Even if the majority of nations in the EU do not sign up to this (and they have every right not to), damage has been done to the EU’s self-image as protector of human rights and free speech, and it is unsurprising who was among the first to point this out.

Step forward the man in the beige anorak.

Speaking to Spanish TV earlier this week, President Mahmoud Ahmadinejad of Iran did not hesitate to pick up on the EU’s stance. Of course, Mr Ahmadinejad has form on this: he is the man who responded to the Mohammed cartoons controversy by sanctioning an exhibition of viciously anti-semitic Holocaust denial cartoons, with the expressed attempt at exposing the west’s “hypocrisy” on the portrayal of taboos.

We can agree or disagree on whether he had a point at the time.
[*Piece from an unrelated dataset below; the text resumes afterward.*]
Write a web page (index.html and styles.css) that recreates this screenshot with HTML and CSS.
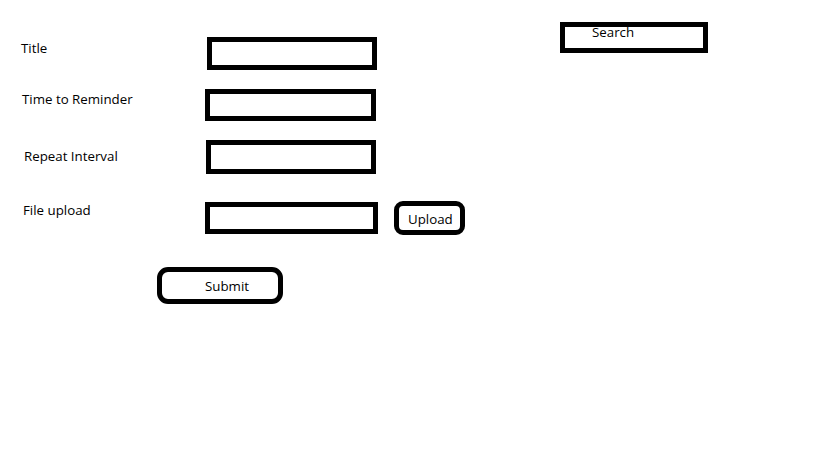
FILE: index.html
```html
<!DOCTYPE html>
<html>
<head>
<meta charset="utf-8">
<link rel="stylesheet" href="styles.css">
</head>
<body>
<div class="page">
  <form class="form">
    <div class="row row-title">
      <label class="label">Title</label>
      <div class="field"></div>
    </div>
    <div class="row row-time">
      <label class="label">Time to Reminder</label>
      <div class="field"></div>
    </div>
    <div class="row row-repeat">
      <label class="label">Repeat Interval</label>
      <div class="field"></div>
    </div>
    <div class="row row-file">
      <label class="label">File upload</label>
      <div class="field"></div>
      <button type="button" class="btn btn-upload">Upload</button>
    </div>
    <button type="button" class="btn btn-submit">Submit</button>
  </form>
  <div class="search">Search</div>
</div>
</body>
</html>
```
FILE: styles.css
```css
html, body {
  margin: 0;
  padding: 0;
  background: #fff;
}
body {
  font-family: "Open Sans", "Liberation Sans", sans-serif;
  font-size: 13.3px;
  line-height: 18px;
  color: #000;
}
.page {
  display: flex;
  align-items: flex-start;
  width: 819px;
  height: 460px;
}
.form {
  width: 560px;
  margin: 0;
  padding-top: 37px;
  display: flex;
  flex-direction: column;
  align-items: flex-start;
}
.row {
  display: flex;
  align-items: flex-start;
}
.label {
  box-sizing: border-box;
  display: block;
}
.field {
  box-sizing: border-box;
  border: 5px solid #000;
  background: #fff;
}
.row-title .label { width: 207px; padding-left: 21px; padding-top: 2px; }
.row-title .field { width: 170px; height: 33px; }

.row-time { margin-top: 19px; }
.row-time .label { width: 205px; padding-left: 22px; padding-top: 1px; }
.row-time .field { width: 171px; height: 32px; }

.row-repeat { margin-top: 19px; }
.row-repeat .label { width: 206px; padding-left: 24px; padding-top: 7px; }
.row-repeat .field { width: 170px; height: 34px; }

.row-file { margin-top: 28px; }
.row-file .label { width: 205px; padding-left: 23px; margin-top: -1px; }
.row-file .field { width: 173px; height: 32px; }

.btn {
  box-sizing: border-box;
  border: 5px solid #000;
  background: #fff;
  font: inherit;
  color: #000;
  padding: 0;
  text-align: left;
  cursor: pointer;
}
.btn-upload {
  margin-left: 16px;
  margin-top: -1px;
  width: 71px;
  height: 34px;
  border-radius: 9px;
  padding-left: 9px;
  padding-top: 1px;
}
.btn-submit {
  margin-top: 32px;
  margin-left: 157px;
  width: 126px;
  height: 37px;
  border-radius: 11px;
  padding-left: 43px;
}
.search {
  box-sizing: border-box;
  margin-top: 22px;
  width: 148px;
  height: 31px;
  border: 5px solid #000;
  padding-left: 27px;
  line-height: 11px;
}
```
Personally, I don’t think he did: In terms of taste and offence there’s a difference, not least of historical distance, between mocking a centuries-dead religious leader and an abysmal event from which many still literally bear the scars.

But when one looks at events in Luxembourg over the past week, and Mr Ahmadinejad’s response, one cannot help but see he has a certain logic on his side when he asks: “Does [the] EU consider questions as a crime? Today, anywhere in the world, one can raise questions about God, prophets, existence and any other issue. Why historical events should not be clarified [sic]?”

We all, of course, can imagine where these questions lead (if you can’t, ask David Irving). But how many of us can bring ourselves to disagree with Mr Ahmadinejad’s words above, however much we may be suspicious of the sentiment? If the EU can allow people to raise questions about one thing, then why not another?

We may write off the resolution as a gesture (though, again, David Irving might have something to tell us about that), but even in the gesture, the damage is done. The EU is seen to be the superpower that protects the sensitivities of Jews, but not those of Muslims.

And Ahmadinejad has been quick to take advantage. At a time when already too many in the Middle East see the EU as in the pocket of Israel, this at best pointless resolution will only serve to drive yet more into the arms of the Iranians, who, after the propaganda victories of the second Lebanon war and the hostage crisis, are more and more managing to portray themselves as the champions of the Middle East’s Muslims.